» Entries shown:
——

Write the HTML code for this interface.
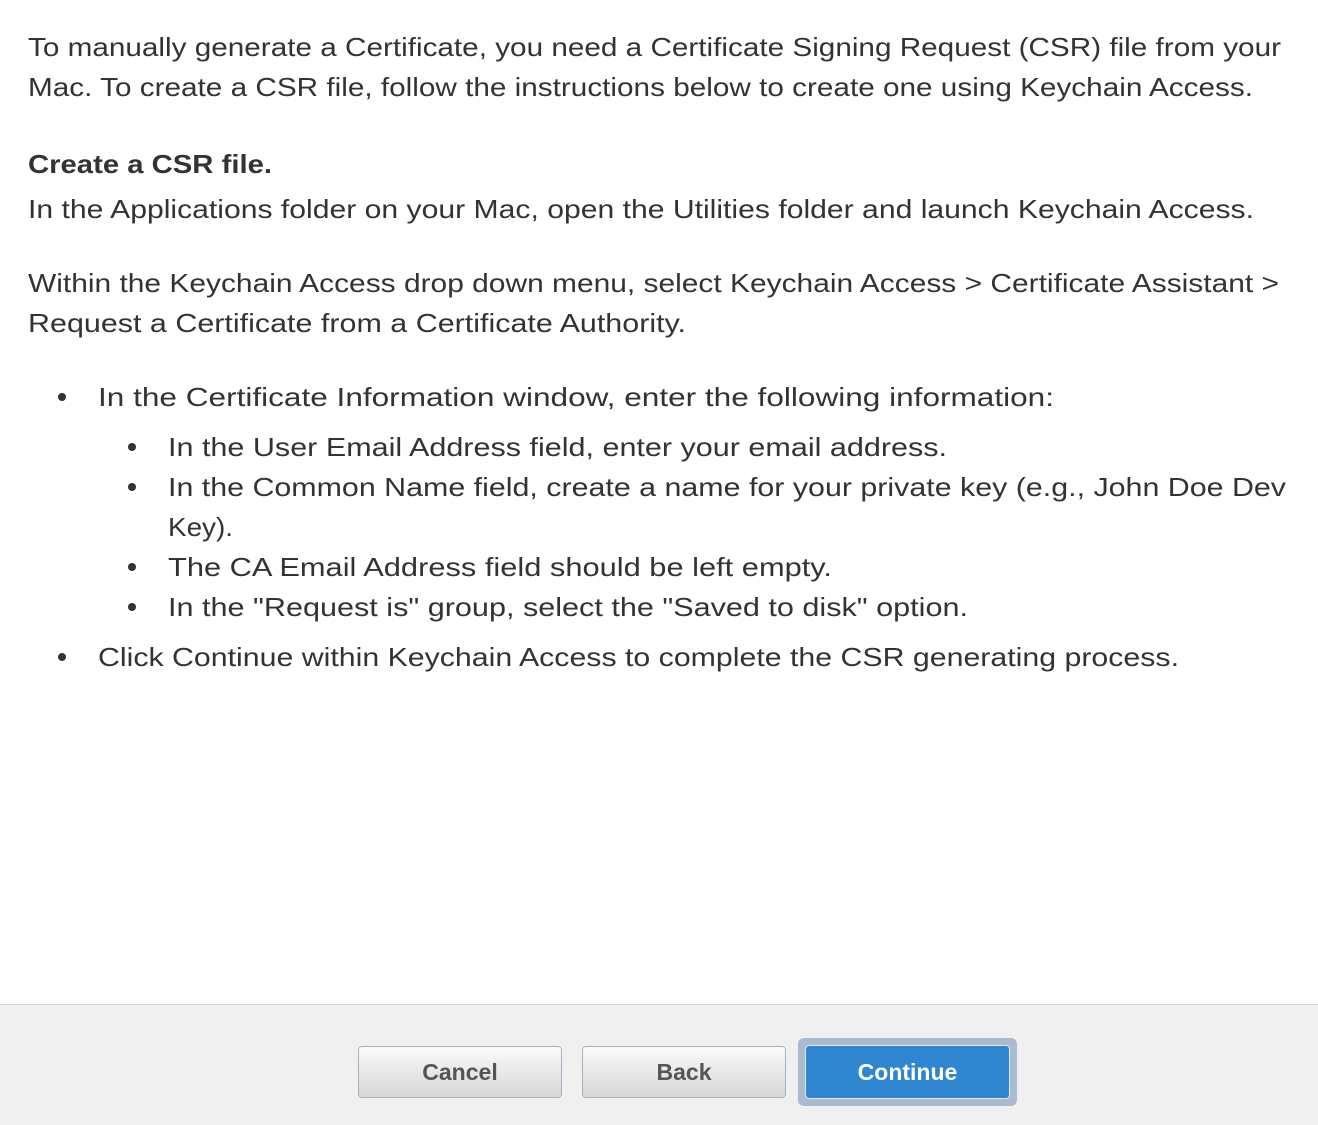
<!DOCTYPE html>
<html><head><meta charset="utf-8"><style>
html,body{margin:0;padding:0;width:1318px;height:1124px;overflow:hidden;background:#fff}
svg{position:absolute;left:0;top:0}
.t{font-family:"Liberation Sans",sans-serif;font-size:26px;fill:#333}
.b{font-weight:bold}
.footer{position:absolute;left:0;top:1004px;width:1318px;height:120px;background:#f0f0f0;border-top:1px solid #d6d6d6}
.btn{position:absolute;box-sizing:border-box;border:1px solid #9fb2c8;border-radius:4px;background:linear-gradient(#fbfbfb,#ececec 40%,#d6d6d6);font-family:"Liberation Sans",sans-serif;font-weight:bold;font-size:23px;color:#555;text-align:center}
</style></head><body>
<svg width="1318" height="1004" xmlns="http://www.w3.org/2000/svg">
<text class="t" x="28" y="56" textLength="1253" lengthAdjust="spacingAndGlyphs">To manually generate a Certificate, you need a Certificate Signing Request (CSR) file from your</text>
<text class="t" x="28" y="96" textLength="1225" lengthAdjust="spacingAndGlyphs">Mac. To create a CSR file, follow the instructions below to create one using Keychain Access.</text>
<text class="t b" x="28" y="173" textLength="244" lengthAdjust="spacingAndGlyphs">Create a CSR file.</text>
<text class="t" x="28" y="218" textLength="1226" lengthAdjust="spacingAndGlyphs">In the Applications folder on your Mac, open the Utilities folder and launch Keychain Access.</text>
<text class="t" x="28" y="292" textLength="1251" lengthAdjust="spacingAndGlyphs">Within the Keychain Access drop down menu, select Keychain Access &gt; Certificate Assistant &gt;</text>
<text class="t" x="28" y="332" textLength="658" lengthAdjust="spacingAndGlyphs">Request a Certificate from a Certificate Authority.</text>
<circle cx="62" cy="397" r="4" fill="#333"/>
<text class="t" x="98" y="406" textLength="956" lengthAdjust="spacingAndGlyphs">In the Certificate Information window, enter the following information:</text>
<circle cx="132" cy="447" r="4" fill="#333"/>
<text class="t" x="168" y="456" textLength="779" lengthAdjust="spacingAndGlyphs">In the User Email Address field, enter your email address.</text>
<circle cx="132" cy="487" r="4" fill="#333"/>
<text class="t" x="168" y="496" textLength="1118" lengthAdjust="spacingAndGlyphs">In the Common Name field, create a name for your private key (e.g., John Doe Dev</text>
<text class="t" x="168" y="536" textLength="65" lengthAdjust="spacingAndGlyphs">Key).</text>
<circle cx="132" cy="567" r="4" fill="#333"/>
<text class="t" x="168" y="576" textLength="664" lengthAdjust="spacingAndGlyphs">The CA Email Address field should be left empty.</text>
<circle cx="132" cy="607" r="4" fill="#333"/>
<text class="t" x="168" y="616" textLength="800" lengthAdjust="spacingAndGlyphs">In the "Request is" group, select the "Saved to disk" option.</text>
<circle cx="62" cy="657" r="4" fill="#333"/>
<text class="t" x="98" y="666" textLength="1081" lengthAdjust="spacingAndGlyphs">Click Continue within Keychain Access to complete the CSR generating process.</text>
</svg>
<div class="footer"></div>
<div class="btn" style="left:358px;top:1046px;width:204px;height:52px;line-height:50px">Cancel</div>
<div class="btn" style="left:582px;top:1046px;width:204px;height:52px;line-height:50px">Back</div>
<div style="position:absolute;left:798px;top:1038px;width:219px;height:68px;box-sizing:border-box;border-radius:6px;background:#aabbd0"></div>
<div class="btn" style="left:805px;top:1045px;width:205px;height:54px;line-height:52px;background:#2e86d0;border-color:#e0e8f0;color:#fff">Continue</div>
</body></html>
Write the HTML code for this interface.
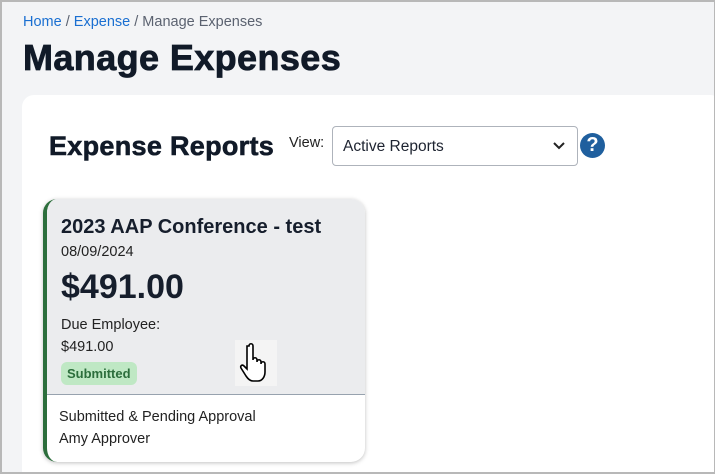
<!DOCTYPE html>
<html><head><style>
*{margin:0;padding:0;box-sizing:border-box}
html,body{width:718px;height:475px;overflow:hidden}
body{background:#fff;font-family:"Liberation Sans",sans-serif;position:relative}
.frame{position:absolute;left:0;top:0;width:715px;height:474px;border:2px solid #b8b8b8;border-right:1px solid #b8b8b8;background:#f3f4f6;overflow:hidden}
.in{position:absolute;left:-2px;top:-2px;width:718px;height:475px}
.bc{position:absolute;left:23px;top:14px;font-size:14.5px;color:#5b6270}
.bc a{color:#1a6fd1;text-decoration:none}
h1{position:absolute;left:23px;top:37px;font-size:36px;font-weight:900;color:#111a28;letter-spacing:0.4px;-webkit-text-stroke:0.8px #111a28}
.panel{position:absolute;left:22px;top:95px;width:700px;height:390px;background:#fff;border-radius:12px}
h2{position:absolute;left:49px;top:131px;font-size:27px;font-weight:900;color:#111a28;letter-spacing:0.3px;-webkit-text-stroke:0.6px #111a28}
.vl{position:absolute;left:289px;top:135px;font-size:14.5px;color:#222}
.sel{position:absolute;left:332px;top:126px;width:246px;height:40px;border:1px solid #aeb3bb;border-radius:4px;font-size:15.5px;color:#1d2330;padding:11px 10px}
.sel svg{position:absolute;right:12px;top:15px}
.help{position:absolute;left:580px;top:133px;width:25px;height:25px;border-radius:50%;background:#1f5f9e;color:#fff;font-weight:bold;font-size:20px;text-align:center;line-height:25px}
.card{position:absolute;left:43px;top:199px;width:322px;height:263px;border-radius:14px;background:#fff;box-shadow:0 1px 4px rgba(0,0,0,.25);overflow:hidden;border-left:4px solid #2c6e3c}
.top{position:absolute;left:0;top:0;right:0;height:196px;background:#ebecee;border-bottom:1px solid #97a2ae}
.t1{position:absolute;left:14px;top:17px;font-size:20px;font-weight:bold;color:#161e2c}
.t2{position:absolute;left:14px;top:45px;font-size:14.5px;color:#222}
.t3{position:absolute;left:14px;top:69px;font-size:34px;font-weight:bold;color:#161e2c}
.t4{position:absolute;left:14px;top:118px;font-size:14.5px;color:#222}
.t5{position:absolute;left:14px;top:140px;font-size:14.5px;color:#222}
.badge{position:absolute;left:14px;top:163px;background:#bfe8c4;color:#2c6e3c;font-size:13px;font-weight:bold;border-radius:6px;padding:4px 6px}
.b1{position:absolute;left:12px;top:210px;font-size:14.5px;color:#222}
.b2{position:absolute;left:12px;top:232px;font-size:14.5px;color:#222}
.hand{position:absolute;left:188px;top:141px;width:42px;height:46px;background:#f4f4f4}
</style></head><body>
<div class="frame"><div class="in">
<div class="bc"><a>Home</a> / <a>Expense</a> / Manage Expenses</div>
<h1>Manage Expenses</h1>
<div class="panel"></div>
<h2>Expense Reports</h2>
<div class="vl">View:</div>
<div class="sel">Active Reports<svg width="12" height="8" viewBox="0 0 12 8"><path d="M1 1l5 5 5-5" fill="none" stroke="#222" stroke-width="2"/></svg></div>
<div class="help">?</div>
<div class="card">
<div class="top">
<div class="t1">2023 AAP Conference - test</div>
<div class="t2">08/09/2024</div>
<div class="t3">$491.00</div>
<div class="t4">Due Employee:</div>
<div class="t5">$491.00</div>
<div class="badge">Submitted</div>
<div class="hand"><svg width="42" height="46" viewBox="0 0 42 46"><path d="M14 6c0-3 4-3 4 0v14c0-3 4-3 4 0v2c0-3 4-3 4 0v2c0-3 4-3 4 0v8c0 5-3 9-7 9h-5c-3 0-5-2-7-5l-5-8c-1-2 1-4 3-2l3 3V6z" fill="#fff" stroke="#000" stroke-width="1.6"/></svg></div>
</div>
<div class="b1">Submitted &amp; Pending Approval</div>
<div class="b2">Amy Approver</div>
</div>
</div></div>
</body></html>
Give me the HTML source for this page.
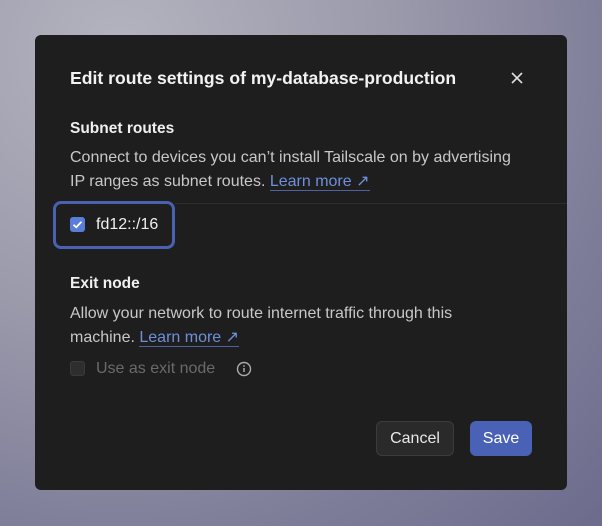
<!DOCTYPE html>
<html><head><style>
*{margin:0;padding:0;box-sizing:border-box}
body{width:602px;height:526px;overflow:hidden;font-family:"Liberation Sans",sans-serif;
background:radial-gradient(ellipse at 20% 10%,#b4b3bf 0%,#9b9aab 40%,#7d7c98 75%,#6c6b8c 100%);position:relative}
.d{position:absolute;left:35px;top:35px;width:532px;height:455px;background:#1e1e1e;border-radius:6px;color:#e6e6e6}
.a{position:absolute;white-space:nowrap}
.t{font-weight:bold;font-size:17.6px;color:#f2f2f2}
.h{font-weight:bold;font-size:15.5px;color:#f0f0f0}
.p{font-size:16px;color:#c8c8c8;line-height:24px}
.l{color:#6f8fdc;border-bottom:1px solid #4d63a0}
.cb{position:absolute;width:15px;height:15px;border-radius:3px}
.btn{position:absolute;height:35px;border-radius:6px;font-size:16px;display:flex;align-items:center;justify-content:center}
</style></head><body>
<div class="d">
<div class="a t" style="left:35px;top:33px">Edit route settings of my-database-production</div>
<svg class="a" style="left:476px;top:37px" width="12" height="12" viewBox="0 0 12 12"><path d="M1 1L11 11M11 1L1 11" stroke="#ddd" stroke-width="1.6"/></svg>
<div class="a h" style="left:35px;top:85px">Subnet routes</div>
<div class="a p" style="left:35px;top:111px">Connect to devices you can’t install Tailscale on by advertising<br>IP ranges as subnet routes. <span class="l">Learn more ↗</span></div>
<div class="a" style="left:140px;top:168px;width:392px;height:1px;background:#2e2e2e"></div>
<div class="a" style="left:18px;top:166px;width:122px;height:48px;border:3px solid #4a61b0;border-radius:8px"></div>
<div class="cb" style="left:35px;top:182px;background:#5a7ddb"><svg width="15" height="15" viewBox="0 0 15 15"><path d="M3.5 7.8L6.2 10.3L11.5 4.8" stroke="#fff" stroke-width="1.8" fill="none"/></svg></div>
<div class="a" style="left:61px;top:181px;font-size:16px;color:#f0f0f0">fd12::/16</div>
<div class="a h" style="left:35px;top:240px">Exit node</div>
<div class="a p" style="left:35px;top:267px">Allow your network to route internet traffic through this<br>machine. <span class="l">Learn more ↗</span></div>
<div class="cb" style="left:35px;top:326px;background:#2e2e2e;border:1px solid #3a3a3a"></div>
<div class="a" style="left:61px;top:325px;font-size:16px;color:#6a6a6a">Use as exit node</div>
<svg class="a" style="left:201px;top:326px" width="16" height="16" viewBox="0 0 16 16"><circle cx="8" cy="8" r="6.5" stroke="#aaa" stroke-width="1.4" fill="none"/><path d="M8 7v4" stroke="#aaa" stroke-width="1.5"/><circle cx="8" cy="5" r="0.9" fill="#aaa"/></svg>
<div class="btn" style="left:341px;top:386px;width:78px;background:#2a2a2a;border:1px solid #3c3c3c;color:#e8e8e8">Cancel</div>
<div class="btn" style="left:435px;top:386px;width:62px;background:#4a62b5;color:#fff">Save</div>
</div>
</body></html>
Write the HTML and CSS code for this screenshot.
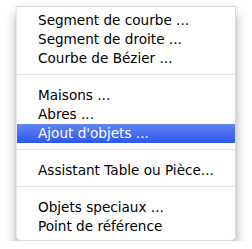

——

» Your objective: Copy out every line that includes the word "this".

» Final result:
Write the HTML code for this interface.
Write the HTML code for this interface.
Give me the HTML source for this page.
<div class="a p" style="left:35px;top:267px">Allow your network to route internet traffic through this<br>machine. <span class="l">Learn more ↗</span></div>
Write the HTML and CSS code for this screenshot.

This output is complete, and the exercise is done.